Fin dalle prime settimane in cui sono stati distribuiti i dispositivi, docenti e genitori hanno lamentato “la scarsa fruibilità di questi dispositivi di protezione, manchevoli della tradizionale barretta stringinaso e pertanto non indossabili con occhiali da vista, con laccetti di supporto poco resistenti o inutilizzabili, per persone con capelli lunghi, se da posizionare dietro la nuca, e con lo strato interno permeabile alle proprie goccioline di saliva già dopo breve tempo”. Non solo parliamo di dispositivi la cui inefficacia è oramai sbandierata dai test effettuati e che non sono “buoni nemmeno per fare la polvere”, come ci scrivono in tanti, ma parliamo anche di dispositivi i cui termini contrattuali sono poco chiari.

Ciò che il senatore aveva richiesto al Governo con la prima interrogazione era proprio di fare chiarezza:
-sulla pericolosa deregolamentazione dei requisiti tecnici dei dispositivi di protezione individuale (vigente al momento della interrogazione e vigente tutt’oggi) che consente l’immissione nel mercato di dispositivi realizzati in deroga alle norme
-sull’ammontare della spesa sostenuta per l’acquisto di DPI e, nello specifico, sull’importo economico dell’accordo firmato con Fiat Chrysler Automobile per la produzione di mascherine
-sull’intenzione di rassicurare le famiglie italiane circa lo standard qualitativo delle mascherine prodotte da FCA e distribuite nelle scuole.

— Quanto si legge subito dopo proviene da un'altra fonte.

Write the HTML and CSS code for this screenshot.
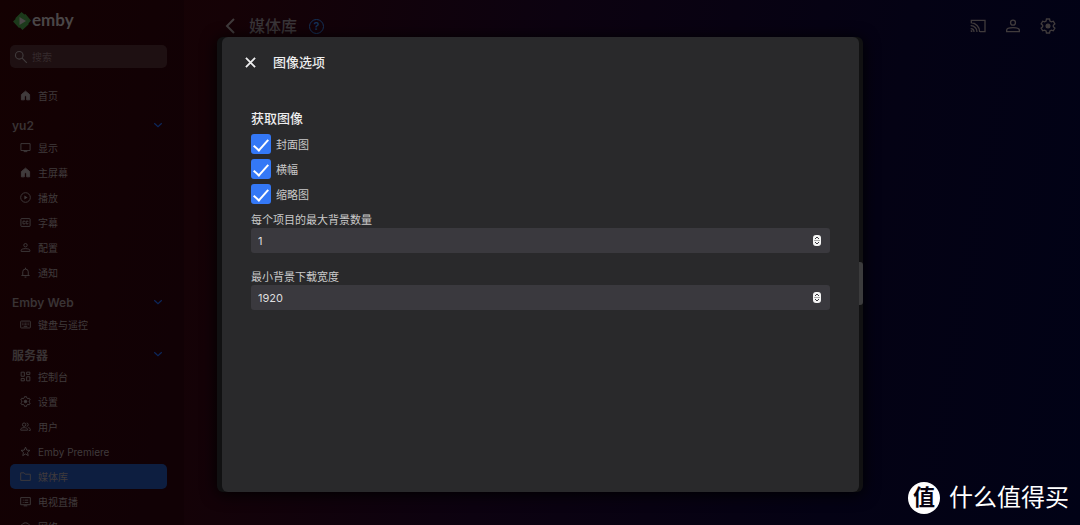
FILE: index.html
```html
<!DOCTYPE html>
<html lang="zh-CN">
<head>
<meta charset="utf-8">
<meta name="viewport" content="width=device-width, initial-scale=1">
<title>Emby</title>
<link rel="stylesheet" href="styles.css">
</head>
<body>
<svg class="defs" aria-hidden="true">
  <symbol id="i-home" viewBox="0 0 24 24"><path fill="currentColor" d="M12 2.500 3 10v11.500h6.500V15a2.500 2.500 0 0 1 5 0v6.500H21V10z"/></symbol>
  <symbol id="i-display" viewBox="0 0 24 24"><path d="M2 3.500h20v15H2zM8 21h8"/></symbol>
  <symbol id="i-play" viewBox="0 0 24 24"><circle cx="12" cy="12" r="10.500"/><path fill="currentColor" stroke="none" d="M9.500 7.500v9l7-4.500z"/></symbol>
  <symbol id="i-cc" viewBox="0 0 24 24"><rect x="2" y="3.500" width="20" height="17" rx="1"/><path d="M11 10.500V9H6.500v6H11v-1.500M17.500 10.500V9h-4v6h4v-1.500"/></symbol>
  <symbol id="i-person" viewBox="0 0 24 24"><circle cx="12" cy="7" r="3.700"/><path d="M2.500 20.500V18c0-2 4-3.500 9.500-3.500s9.500 1.500 9.500 3.500v2.500z"/></symbol>
  <symbol id="i-bell" viewBox="0 0 24 24"><path d="M6 18v-7.500a6 6 0 0 1 12 0V18M3 18.500h18M12 1.500v3M10 22h4"/></symbol>
  <symbol id="i-keyboard" viewBox="0 0 24 24"><rect x="1.500" y="4.500" width="21" height="15" rx="1"/><path d="M5 9h14M5 12.500h14" stroke-dasharray="2 1"/><path d="M8 16h8"/></symbol>
  <symbol id="i-dash" viewBox="0 0 24 24"><path d="M2.500 2.500h7v9h-7zM14.500 2.500h7v5h-7zM14.500 12.500h7v9h-7zM2.500 16.500h7v5h-7z"/></symbol>
  <symbol id="i-gear" viewBox="0 0 24 24"><path d="m9.700 1.500-.6 3-2.200 1.300L4 4.800 1.700 8.700 4 10.800v2.400l-2.300 2.100L4 19.200l2.900-1 2.200 1.300.6 3h4.600l.6-3 2.200-1.300 2.900 1 2.300-3.900-2.300-2.100v-2.400l2.300-2.100L20 4.800l-2.900 1-2.200-1.300-.6-3z"/><circle cx="12" cy="12" r="2.800" fill="currentColor"/></symbol>
  <symbol id="i-users" viewBox="0 0 24 24"><circle cx="9" cy="8" r="3.700"/><path d="M1.500 20v-2c0-2 3.500-3.500 7.500-3.500s7.500 1.500 7.500 3.500v2zM14.500 4.500a3.500 3.500 0 0 1 0 7M18 14.500c2 .6 4.500 1.500 4.500 3.500v2.500H19"/></symbol>
  <symbol id="i-star" viewBox="0 0 24 24"><path d="m12 2.500 2.700 6.500 7 .6-5.300 4.600 1.600 6.800-6-3.600L6 21l1.600-6.800-5.300-4.600 7-.6z"/></symbol>
  <symbol id="i-folder" viewBox="0 0 24 24"><path d="M1.500 4H9l2.500 3h11v13.500h-21z"/></symbol>
  <symbol id="i-tv" viewBox="0 0 24 24"><path d="M1.500 3.500h21V19h-21zM8 21.500h8M6 9h2M10 9h8M6 14h2M10 14h8"/></symbol>
  <symbol id="i-net" viewBox="0 0 24 24"><path d="M2 12c1-5 5.500-8 10-8s9 3 10 8M6 14c3-4 9-4 12 0"/></symbol>
  <symbol id="i-down" viewBox="0 0 24 24"><path d="m3 8 9 8 9-8"/></symbol>
  <symbol id="i-search" viewBox="0 0 24 24"><circle cx="9" cy="9" r="6.500"/><path d="m14 14 8 8"/></symbol>
  <symbol id="i-cast" viewBox="0 0 24 24"><path d="M2 7V3.500h20.500v17H15M1 11.500a9 9 0 0 1 9.500 9.500M1 7A13.500 13.500 0 0 1 14.500 21M1 16a5 5 0 0 1 5 5M1 19.500h1.500V21"/></symbol>
  <symbol id="i-spin" viewBox="0 0 8 11"><rect width="8" height="11" rx="3" fill="#f4f4f4" stroke="none"/><path fill="none" stroke="#3a393e" stroke-width="1" d="m2 4 2-2 2 2M2 7l2 2 2-2"/><path stroke="#aaa" stroke-width="1" d="M1 5.500h6"/></symbol>
</svg>

<div class="app">
  <aside class="sidebar">
    <a class="logo" href="#">
      <svg class="logo-mark" viewBox="0 0 18 18" aria-hidden="true"><path fill="#1c3a1b" d="m8.500 0 3 2.500 1-.5L18 8.500l-2.500 3v1L9.500 18 7 15.500l-1 .5-6-6.500L2.500 7V6z"/><path fill="#4a4747" d="M6.500 5v8l6.500-4z"/></svg>
      <span>emby</span>
    </a>
    <label class="search">
      <svg class="icon search-icon"><use href="#i-search"/></svg>
      <input type="text" placeholder="搜索" aria-label="搜索">
    </label>
    <nav class="nav">
      <a class="item" href="#"><svg class="icon"><use href="#i-home"/></svg>首页</a>
      <button class="group" type="button">yu2<svg class="icon chevron"><use href="#i-down"/></svg></button>
      <a class="item" href="#"><svg class="icon"><use href="#i-display"/></svg>显示</a>
      <a class="item" href="#"><svg class="icon"><use href="#i-home"/></svg>主屏幕</a>
      <a class="item" href="#"><svg class="icon"><use href="#i-play"/></svg>播放</a>
      <a class="item" href="#"><svg class="icon"><use href="#i-cc"/></svg>字幕</a>
      <a class="item" href="#"><svg class="icon"><use href="#i-person"/></svg>配置</a>
      <a class="item" href="#"><svg class="icon"><use href="#i-bell"/></svg>通知</a>
      <button class="group" type="button">Emby Web<svg class="icon chevron"><use href="#i-down"/></svg></button>
      <a class="item" href="#"><svg class="icon"><use href="#i-keyboard"/></svg>键盘与遥控</a>
      <button class="group" type="button">服务器<svg class="icon chevron"><use href="#i-down"/></svg></button>
      <a class="item" href="#"><svg class="icon"><use href="#i-dash"/></svg>控制台</a>
      <a class="item" href="#"><svg class="icon"><use href="#i-gear"/></svg>设置</a>
      <a class="item" href="#"><svg class="icon"><use href="#i-users"/></svg>用户</a>
      <a class="item" href="#"><svg class="icon"><use href="#i-star"/></svg>Emby Premiere</a>
      <a class="item selected" href="#" aria-current="page"><svg class="icon"><use href="#i-folder"/></svg>媒体库</a>
      <a class="item" href="#"><svg class="icon"><use href="#i-tv"/></svg>电视直播</a>
      <a class="item" href="#"><svg class="icon"><use href="#i-net"/></svg>网络</a>
    </nav>
  </aside>
  <header class="header">
    <button class="plain" type="button" aria-label="返回"><svg class="back" viewBox="0 0 10 16"><path d="M9 1 2 8l7 7"/></svg></button>
    <h1>媒体库</h1>
    <a class="help" href="#" aria-label="帮助">?</a>
    <div class="actions">
      <button class="plain" type="button" aria-label="投射"><svg class="icon large"><use href="#i-cast"/></svg></button>
      <button class="plain" type="button" aria-label="用户"><svg class="icon large"><use href="#i-person"/></svg></button>
      <button class="plain" type="button" aria-label="设置"><svg class="icon large"><use href="#i-gear"/></svg></button>
    </div>
  </header>
</div>

<div class="overlay">
  <div class="frame">
    <section class="dialog" role="dialog" aria-labelledby="dialog-title">
      <div class="dialog-head">
        <button class="plain" type="button" aria-label="关闭"><svg class="close" viewBox="0 0 12 12"><path d="m1 1 10 10M11 1 1 11"/></svg></button>
        <h2 id="dialog-title">图像选项</h2>
      </div>
      <form class="form">
        <fieldset>
          <legend>获取图像</legend>
          <label class="check"><input type="checkbox" checked>封面图</label>
          <label class="check"><input type="checkbox" checked>横幅</label>
          <label class="check"><input type="checkbox" checked>缩略图</label>
        </fieldset>
        <div class="field">
          <label for="max-backdrops">每个项目的最大背景数量</label>
          <div class="number"><input id="max-backdrops" type="number" value="1"><svg class="spin" aria-hidden="true"><use href="#i-spin"/></svg></div>
        </div>
        <div class="field">
          <label for="min-width">最小背景下载宽度</label>
          <div class="number"><input id="min-width" type="number" value="1920"><svg class="spin" aria-hidden="true"><use href="#i-spin"/></svg></div>
        </div>
      </form>
    </section>
    <span class="thumb"></span>
  </div>
</div>

<div class="watermark"><span class="seal">值</span><span>什么值得买</span></div>
</body>
</html>
```

FILE: styles.css
```css
* { box-sizing: border-box; }
body {
  margin: 0;
  height: 100vh;
  overflow: hidden;
  position: relative;
  font-family: Inter, "Noto Sans CJK SC", sans-serif;
  font-size: 10px;
  color: #403b3c;
  background: linear-gradient(100deg, #180203 0%, #150206 20%, #0c0210 48%, #040214 78%, #010216 100%);
}
button, input { font: inherit; color: inherit; }
a { color: inherit; text-decoration: none; }
h1, h2 { margin: 0; }
.defs { position: absolute; width: 0; height: 0; }

.icon {
  width: 11px;
  height: 11px;
  flex: none;
  fill: none;
  stroke: currentColor;
  stroke-width: 2;
}
.plain {
  display: flex;
  padding: 0;
  border: 0;
  background: none;
}

.app { display: flex; height: 100%; }
.sidebar {
  flex: none;
  width: 184px;
  padding: 10px 17px 0 10px;
  overflow: hidden;
  background: rgba(0, 0, 0, 0.15);
}
.logo {
  display: flex;
  align-items: center;
  gap: 1px;
  height: 22px;
  padding-left: 3px;
  font: 700 17px/20px Lato, sans-serif;
  color: #4a4647;
}
.logo span { padding-bottom: 3px; }
.logo-mark { width: 18px; height: 18px; }
.search {
  display: flex;
  align-items: center;
  gap: 4px;
  height: 23px;
  margin: 13px 0 15px;
  padding-left: 4px;
  border-radius: 5px;
  background: #1e1012;
}
.search-icon { width: 14px; height: 14px; }
.search input {
  flex: 1;
  min-width: 0;
  padding: 0;
  border: 0;
  background: none;
}
.search input::placeholder { color: #352a2c; }

.item {
  display: flex;
  align-items: center;
  gap: 7px;
  height: 25px;
  padding-left: 10px;
  border-radius: 5px;
}
.selected { background: #0d1e40; }
.group {
  display: flex;
  align-items: center;
  justify-content: space-between;
  width: 100%;
  height: 27px;
  padding: 7px 4px 0 2px;
  border: 0;
  background: none;
  font-size: 12px;
  font-weight: 600;
  color: #393334;
}
.chevron { width: 10px; height: 10px; stroke-width: 3; color: #0d275b; }

.header {
  flex: 1;
  display: flex;
  align-items: center;
  height: 52px;
  padding: 0 24px 0 41px;
}
.header h1 {
  margin: 0 12px 0 14px;
  font-size: 16px;
  line-height: 24px;
  font-weight: 500;
  color: #393538;
}
.back { width: 10px; height: 16px; fill: none; stroke: currentColor; stroke-width: 2; }
.help {
  width: 15px;
  height: 15px;
  border: 1px solid #143259;
  border-radius: 50%;
  font-size: 11px;
  line-height: 13px;
  font-weight: 600;
  text-align: center;
  color: #143259;
}
.actions { display: flex; gap: 19px; margin-left: auto; }
.large { width: 16px; height: 16px; }

.overlay {
  position: absolute;
  inset: 0;
  display: flex;
  justify-content: center;
  padding: 37px 20px 33px;
}
.frame {
  position: relative;
  width: 100%;
  max-width: 646px;
  padding: 0 4px 0 5px;
  border-radius: 6px;
  background: #111112;
  box-shadow: 0 2px 16px #000;
}
.dialog {
  height: 100%;
  overflow: auto;
  border-radius: 6px;
  background: #29292b;
  color: #c9c9ca;
}
.dialog-head {
  display: flex;
  align-items: center;
  gap: 17px;
  height: 50px;
  padding-left: 23px;
  color: #ededee;
}
.close { width: 11px; height: 11px; fill: none; stroke: currentColor; stroke-width: 2; }
.dialog-head h2, legend {
  font-size: 13px;
  line-height: 20px;
  font-weight: 500;
  color: #ededee;
}
.form { padding: 21px 29px 0; font-size: 11px; }
fieldset { margin: 0; padding: 0; border: 0; }
legend { padding: 0; margin-bottom: 3px; }
.check {
  display: flex;
  align-items: center;
  gap: 5px;
  height: 25px;
}
.check input {
  appearance: none;
  display: flex;
  justify-content: center;
  width: 20px;
  height: 20px;
  margin: 0;
  border-radius: 3px;
  background: #3478f6;
}
.check input:checked::before {
  content: "";
  width: 6px;
  height: 13px;
  margin-top: 2px;
  border: solid #fff;
  border-width: 0 2px 2px 0;
  rotate: 42deg;
}
.field { margin-bottom: 10px; }
.field label { display: block; line-height: 16px; padding-top: 6px; }
.number { position: relative; display: flex; }
.number input {
  appearance: textfield;
  width: 100%;
  height: 25px;
  padding: 0 7px;
  border: 0;
  border-radius: 3px;
  background: #3a393e;
  color: #dededf;
}
.number input::-webkit-inner-spin-button { appearance: none; }
.spin { position: absolute; right: 9px; top: 7px; width: 8px; height: 11px; }
.thumb {
  position: absolute;
  right: 0;
  top: 225px;
  width: 4px;
  height: 43px;
  border-radius: 0 3px 3px 0;
  background: #3b3b3c;
}

.watermark {
  position: absolute;
  right: 11px;
  bottom: 9px;
  display: flex;
  align-items: center;
  gap: 9px;
  color: #fff;
  font-size: 24px;
  line-height: 36px;
}
.seal {
  width: 32px;
  height: 32px;
  border-radius: 50%;
  background: #fff;
  color: #050210;
  font-size: 22px;
  line-height: 31px;
  font-style: oblique 8deg;
  font-weight: 700;
  text-align: center;
}
```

Ovviamente -vergognosamente- alla prima interrogazione non è seguita alcuna risposta, tant’è che il senatore è intervenuto con una seconda (risalente al 14 dicembre 2020) il cui cuore è rappresentato dalla ennesima richiesta chiarificatrice sulle questioni, ad oggi anch’essa insoddisfatta. In particolare nella medesima si chiedeva di sapere se “il Governo intendesse intervenire con urgenza per chiarire come sia possibile che milioni di mascherine prodotte da FCA, secondo un accordo economico con lo Stato, di cui non sembrerebbero ancora chiari i profili economici, e distribuite in tutte le scuole con lo stemma della Presidenza del Consiglio dei ministri, non rispetterebbero gli standard CE”.